Records:
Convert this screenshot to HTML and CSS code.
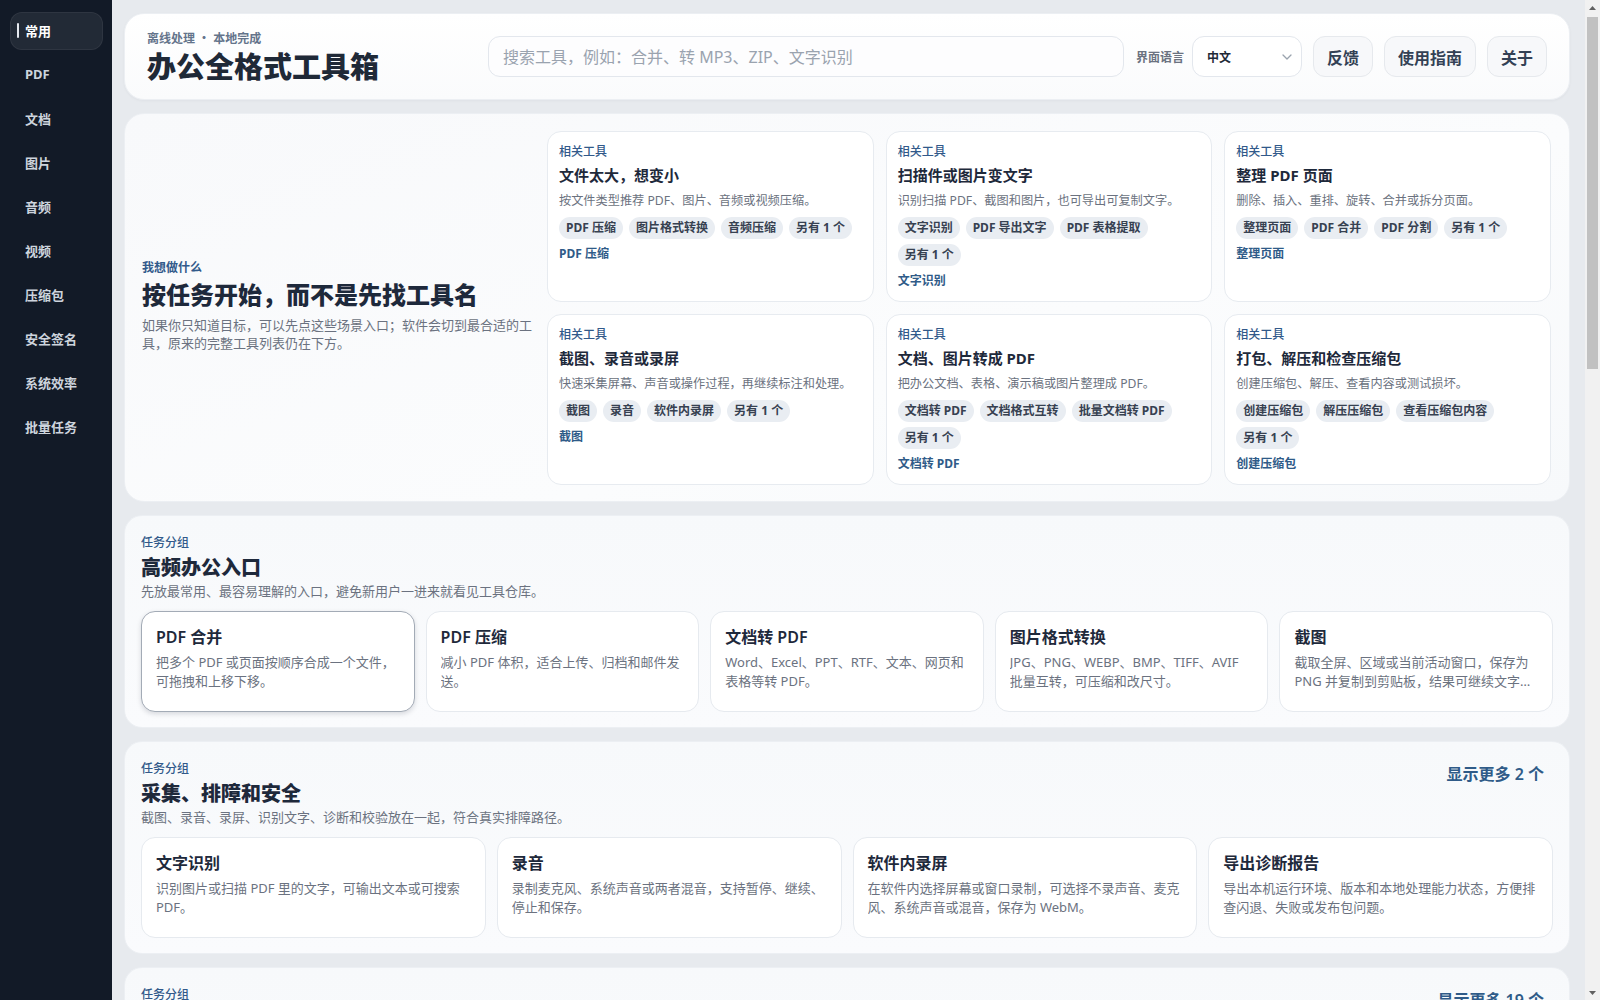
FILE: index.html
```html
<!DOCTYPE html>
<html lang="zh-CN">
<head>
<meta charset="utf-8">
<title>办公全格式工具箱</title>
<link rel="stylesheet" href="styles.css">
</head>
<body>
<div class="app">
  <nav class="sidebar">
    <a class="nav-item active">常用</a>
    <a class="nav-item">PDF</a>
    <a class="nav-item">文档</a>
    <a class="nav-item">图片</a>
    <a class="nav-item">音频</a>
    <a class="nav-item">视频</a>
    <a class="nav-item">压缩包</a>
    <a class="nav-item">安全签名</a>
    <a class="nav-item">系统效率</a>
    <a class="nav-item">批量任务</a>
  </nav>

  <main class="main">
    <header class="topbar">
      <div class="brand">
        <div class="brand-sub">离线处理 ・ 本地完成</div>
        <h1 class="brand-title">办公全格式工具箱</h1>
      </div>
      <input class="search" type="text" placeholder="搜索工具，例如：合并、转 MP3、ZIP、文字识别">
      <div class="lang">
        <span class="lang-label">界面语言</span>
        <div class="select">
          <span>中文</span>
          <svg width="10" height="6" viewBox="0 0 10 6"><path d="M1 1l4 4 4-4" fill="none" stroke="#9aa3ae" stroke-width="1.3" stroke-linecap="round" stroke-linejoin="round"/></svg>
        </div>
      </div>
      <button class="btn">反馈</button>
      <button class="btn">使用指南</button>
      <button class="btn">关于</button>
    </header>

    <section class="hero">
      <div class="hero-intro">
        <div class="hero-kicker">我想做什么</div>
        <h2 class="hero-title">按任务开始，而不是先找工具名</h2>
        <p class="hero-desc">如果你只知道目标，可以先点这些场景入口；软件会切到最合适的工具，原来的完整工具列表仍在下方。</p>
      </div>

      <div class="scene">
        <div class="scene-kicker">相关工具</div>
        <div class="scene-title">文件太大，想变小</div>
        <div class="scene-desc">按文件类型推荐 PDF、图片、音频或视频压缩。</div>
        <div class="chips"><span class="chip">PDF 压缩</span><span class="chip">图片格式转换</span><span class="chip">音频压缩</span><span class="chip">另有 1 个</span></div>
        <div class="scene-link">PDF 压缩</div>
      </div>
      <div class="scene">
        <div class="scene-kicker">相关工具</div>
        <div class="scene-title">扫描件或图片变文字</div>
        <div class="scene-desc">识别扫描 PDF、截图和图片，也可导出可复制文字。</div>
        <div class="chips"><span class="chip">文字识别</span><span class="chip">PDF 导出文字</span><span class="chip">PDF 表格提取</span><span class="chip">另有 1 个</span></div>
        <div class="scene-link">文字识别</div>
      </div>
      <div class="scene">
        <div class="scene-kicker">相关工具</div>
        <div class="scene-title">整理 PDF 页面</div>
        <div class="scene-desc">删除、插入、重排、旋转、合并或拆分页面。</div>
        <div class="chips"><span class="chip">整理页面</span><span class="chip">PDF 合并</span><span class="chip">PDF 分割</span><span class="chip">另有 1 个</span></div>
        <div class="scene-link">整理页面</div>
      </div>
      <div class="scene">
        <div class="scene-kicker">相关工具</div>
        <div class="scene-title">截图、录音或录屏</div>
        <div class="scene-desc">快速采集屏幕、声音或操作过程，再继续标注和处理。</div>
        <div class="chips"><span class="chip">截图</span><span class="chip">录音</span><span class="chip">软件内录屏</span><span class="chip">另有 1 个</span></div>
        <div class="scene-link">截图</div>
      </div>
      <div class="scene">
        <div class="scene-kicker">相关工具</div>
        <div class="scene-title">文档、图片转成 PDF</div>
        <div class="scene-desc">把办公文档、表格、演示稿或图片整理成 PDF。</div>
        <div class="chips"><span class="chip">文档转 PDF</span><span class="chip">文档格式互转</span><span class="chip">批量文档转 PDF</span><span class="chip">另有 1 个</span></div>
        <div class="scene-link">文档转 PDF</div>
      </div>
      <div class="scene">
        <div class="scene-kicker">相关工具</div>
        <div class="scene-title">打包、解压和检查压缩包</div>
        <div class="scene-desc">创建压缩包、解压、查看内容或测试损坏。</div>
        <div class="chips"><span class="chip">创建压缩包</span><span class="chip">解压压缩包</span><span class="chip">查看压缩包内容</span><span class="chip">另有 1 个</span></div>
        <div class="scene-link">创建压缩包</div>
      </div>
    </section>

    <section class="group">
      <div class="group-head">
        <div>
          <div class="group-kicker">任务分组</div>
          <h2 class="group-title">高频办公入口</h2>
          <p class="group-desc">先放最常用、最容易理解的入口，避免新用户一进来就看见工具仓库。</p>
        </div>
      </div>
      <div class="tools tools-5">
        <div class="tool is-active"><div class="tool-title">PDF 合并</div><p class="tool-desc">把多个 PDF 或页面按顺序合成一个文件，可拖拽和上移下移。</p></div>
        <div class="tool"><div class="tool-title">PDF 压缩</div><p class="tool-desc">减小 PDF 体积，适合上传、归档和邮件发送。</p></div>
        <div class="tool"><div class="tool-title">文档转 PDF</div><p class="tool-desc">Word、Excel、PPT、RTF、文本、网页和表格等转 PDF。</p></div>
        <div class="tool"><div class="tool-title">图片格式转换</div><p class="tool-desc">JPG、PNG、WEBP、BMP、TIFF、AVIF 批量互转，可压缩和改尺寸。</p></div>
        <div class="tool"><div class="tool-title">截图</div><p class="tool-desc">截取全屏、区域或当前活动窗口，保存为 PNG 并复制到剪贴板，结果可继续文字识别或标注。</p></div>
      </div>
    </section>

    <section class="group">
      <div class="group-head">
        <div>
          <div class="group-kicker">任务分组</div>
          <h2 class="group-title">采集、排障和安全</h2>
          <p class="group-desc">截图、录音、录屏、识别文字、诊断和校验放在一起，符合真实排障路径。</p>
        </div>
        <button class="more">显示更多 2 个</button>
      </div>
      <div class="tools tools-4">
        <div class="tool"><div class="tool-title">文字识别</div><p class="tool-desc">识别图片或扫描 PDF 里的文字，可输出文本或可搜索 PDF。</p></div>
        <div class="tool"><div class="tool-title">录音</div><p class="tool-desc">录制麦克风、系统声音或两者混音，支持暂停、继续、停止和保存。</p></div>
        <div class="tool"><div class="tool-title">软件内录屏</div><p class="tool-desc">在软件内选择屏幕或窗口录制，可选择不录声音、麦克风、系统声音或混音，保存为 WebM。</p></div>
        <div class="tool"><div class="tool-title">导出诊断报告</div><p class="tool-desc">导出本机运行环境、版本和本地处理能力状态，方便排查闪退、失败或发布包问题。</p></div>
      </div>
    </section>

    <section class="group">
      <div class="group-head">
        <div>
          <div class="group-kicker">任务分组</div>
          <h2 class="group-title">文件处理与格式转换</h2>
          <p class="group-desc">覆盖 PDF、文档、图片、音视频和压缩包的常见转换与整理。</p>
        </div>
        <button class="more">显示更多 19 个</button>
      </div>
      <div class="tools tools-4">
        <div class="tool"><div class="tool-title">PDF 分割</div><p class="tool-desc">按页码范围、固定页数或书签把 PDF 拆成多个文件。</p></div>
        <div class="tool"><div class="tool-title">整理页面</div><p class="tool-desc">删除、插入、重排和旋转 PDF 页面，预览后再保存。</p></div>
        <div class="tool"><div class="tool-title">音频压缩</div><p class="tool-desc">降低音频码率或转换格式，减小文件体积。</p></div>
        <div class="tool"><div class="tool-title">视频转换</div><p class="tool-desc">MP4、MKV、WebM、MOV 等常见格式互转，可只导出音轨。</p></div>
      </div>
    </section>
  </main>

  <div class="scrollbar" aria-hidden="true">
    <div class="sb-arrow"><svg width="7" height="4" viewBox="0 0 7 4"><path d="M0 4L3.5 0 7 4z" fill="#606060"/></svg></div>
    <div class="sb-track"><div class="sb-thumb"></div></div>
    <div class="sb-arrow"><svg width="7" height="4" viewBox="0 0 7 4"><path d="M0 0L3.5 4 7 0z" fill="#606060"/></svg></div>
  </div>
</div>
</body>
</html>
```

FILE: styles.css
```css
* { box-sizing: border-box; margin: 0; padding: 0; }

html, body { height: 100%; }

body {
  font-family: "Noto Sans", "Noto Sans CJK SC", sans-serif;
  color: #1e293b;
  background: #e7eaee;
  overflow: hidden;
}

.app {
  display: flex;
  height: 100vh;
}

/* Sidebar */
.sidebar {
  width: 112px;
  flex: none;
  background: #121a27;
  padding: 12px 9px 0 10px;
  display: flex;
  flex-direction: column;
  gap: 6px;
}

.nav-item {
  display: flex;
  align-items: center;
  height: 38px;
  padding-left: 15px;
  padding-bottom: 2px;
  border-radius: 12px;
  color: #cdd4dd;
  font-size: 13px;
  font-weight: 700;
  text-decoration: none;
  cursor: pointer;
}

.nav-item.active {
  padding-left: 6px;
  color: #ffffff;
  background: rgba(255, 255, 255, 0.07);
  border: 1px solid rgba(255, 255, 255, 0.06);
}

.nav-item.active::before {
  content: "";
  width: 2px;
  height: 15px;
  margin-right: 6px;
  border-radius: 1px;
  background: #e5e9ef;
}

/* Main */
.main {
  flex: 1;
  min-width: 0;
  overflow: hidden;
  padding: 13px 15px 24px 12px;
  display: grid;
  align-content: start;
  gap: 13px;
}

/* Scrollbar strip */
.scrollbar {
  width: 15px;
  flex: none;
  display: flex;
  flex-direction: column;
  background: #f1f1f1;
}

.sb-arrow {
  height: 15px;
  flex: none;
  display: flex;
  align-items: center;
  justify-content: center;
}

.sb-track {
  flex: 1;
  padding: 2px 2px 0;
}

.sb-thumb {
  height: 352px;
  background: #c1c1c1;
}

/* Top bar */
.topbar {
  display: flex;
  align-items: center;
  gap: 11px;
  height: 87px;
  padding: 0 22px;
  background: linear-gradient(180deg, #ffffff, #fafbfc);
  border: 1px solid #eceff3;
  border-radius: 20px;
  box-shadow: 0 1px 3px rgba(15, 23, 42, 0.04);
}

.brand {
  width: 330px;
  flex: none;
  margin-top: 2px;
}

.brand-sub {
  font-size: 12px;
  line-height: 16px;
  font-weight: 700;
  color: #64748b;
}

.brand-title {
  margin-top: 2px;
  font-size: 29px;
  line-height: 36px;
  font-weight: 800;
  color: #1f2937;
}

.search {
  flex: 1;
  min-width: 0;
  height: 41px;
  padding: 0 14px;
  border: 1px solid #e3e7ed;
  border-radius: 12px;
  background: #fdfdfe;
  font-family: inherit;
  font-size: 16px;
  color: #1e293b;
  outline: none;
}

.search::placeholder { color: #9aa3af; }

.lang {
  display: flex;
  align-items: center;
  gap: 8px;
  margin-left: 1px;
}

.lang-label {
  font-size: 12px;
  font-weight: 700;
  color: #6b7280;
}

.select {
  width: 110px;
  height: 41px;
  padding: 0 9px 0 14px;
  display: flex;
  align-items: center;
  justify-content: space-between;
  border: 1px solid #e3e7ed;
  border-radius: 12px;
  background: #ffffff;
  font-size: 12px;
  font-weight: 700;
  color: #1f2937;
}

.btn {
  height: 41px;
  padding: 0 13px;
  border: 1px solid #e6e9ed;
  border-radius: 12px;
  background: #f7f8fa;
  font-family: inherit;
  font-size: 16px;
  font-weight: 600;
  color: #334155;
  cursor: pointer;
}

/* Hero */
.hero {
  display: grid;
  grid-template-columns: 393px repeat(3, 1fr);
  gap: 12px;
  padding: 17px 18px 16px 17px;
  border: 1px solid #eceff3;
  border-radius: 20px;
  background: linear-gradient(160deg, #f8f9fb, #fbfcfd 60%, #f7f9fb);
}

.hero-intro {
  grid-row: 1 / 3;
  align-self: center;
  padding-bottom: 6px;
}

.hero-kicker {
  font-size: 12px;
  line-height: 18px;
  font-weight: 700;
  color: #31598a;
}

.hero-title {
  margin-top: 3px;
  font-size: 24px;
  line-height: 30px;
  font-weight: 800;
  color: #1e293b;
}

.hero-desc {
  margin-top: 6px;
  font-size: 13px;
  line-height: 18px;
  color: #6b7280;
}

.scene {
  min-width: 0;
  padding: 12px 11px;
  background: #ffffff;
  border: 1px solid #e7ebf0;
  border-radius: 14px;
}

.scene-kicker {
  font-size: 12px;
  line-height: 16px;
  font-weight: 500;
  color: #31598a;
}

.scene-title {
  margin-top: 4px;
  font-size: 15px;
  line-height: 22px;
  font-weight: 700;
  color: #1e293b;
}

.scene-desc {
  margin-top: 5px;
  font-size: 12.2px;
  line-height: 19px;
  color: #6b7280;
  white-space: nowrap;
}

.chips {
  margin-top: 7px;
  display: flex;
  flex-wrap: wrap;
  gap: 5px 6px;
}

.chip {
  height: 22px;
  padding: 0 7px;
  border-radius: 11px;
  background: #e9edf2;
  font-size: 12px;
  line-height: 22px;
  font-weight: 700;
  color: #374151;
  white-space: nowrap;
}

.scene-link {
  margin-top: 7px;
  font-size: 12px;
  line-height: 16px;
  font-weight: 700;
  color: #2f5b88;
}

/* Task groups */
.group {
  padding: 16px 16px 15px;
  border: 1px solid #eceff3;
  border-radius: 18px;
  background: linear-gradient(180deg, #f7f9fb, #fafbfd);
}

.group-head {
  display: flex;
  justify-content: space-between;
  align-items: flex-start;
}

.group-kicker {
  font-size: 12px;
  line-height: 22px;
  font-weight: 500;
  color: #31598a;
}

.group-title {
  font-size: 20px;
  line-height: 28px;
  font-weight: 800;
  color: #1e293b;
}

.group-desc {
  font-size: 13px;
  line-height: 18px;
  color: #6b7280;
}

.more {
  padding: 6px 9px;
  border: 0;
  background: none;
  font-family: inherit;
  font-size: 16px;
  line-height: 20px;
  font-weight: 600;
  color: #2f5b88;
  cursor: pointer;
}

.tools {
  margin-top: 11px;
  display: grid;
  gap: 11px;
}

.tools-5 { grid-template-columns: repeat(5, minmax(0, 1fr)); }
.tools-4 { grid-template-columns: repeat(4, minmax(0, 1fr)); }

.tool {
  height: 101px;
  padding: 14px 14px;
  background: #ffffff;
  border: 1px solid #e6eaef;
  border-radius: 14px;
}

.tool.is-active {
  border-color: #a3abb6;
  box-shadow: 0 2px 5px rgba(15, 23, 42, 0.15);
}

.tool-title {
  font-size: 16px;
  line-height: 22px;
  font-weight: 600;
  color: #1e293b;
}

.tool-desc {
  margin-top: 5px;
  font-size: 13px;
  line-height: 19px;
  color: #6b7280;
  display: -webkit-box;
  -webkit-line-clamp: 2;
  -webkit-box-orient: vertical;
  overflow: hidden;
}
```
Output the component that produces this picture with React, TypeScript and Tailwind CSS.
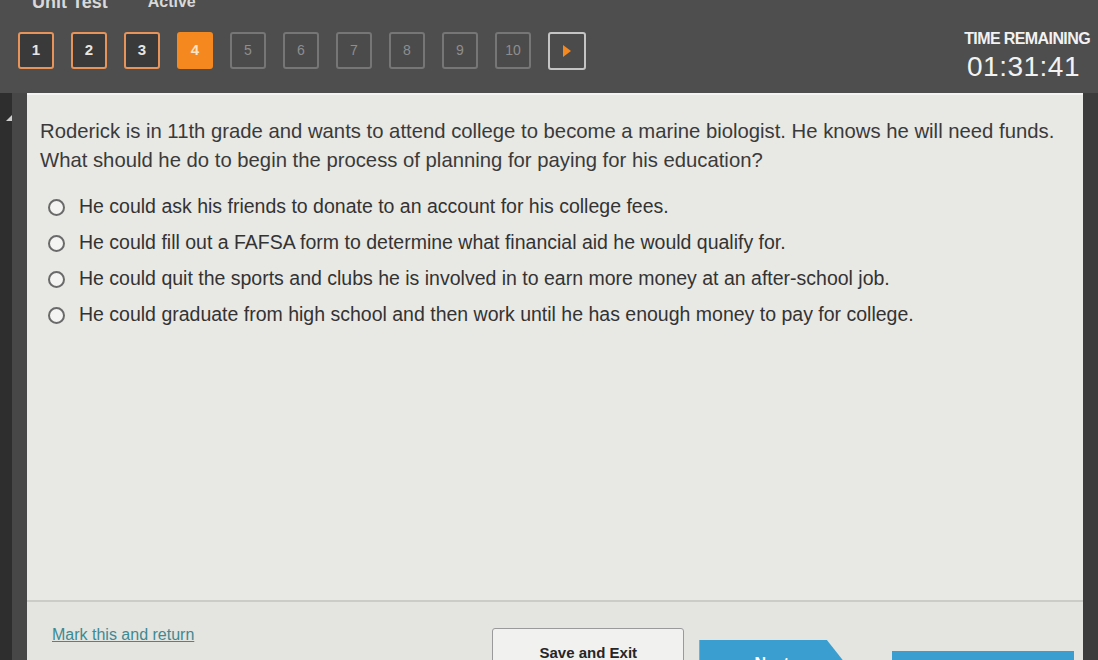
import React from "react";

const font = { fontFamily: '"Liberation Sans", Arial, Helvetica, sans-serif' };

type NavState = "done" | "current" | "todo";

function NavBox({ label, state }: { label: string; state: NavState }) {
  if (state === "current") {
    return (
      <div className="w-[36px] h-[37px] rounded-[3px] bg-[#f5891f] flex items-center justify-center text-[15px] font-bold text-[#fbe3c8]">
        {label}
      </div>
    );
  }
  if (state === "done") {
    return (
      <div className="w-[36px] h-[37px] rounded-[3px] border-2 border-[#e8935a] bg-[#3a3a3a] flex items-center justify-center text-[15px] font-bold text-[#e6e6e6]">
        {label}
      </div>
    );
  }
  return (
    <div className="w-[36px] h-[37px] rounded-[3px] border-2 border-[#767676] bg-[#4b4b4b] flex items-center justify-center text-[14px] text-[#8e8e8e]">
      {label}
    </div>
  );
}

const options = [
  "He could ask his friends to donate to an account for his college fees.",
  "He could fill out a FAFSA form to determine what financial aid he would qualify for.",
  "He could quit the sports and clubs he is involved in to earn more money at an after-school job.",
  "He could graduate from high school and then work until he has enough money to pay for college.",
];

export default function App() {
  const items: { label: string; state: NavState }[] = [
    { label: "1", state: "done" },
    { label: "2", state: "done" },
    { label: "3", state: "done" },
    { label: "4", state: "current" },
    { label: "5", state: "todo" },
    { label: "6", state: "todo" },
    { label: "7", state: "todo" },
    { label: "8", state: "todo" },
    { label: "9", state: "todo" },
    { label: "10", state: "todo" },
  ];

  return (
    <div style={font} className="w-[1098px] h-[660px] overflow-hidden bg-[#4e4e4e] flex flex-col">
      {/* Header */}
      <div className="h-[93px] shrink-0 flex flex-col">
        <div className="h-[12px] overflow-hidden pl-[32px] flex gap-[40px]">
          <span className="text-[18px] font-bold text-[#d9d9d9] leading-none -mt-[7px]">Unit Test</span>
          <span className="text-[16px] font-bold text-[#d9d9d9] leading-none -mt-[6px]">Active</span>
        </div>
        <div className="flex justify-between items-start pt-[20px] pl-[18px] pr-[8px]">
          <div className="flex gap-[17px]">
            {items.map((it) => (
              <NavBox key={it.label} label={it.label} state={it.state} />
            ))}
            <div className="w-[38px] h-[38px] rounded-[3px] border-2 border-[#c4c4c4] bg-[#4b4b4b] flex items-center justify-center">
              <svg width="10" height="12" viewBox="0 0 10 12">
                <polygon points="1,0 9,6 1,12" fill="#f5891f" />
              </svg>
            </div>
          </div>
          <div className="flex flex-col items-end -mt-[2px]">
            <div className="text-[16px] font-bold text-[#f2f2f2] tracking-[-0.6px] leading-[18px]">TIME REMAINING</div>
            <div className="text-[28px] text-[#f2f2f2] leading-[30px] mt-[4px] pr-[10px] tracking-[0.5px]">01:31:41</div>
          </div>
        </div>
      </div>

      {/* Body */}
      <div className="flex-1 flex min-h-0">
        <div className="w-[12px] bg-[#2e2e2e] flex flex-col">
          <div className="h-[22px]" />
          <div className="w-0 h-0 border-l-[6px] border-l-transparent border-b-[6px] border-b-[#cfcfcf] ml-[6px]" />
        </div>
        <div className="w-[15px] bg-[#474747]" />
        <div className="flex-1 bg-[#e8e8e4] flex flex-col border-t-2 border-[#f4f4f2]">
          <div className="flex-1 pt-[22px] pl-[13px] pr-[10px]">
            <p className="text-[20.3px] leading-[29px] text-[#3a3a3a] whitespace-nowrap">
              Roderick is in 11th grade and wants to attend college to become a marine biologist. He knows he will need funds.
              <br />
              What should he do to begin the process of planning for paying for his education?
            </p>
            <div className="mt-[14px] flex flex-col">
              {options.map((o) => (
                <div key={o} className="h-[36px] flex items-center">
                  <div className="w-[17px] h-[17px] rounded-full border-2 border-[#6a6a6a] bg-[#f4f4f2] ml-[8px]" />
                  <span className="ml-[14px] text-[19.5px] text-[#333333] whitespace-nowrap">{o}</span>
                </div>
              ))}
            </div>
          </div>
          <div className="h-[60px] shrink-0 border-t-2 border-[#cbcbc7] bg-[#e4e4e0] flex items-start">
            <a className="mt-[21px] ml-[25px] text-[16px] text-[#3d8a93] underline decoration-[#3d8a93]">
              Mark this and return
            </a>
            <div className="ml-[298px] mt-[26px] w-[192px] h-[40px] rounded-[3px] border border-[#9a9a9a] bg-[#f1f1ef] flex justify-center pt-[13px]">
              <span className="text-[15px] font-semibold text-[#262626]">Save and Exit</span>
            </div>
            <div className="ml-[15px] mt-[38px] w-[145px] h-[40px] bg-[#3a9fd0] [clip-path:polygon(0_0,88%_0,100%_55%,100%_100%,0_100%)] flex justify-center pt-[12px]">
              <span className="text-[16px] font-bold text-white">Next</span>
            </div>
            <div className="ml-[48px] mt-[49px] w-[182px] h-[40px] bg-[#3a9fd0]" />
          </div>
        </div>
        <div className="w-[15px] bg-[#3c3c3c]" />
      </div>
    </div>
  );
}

* EXERCISE GOAL
From the entries above, copy every line where the word "React" shows up.

* OUTPUT BELOW
Output the component that produces this picture with React, TypeScript and Tailwind CSS.
import React from "react";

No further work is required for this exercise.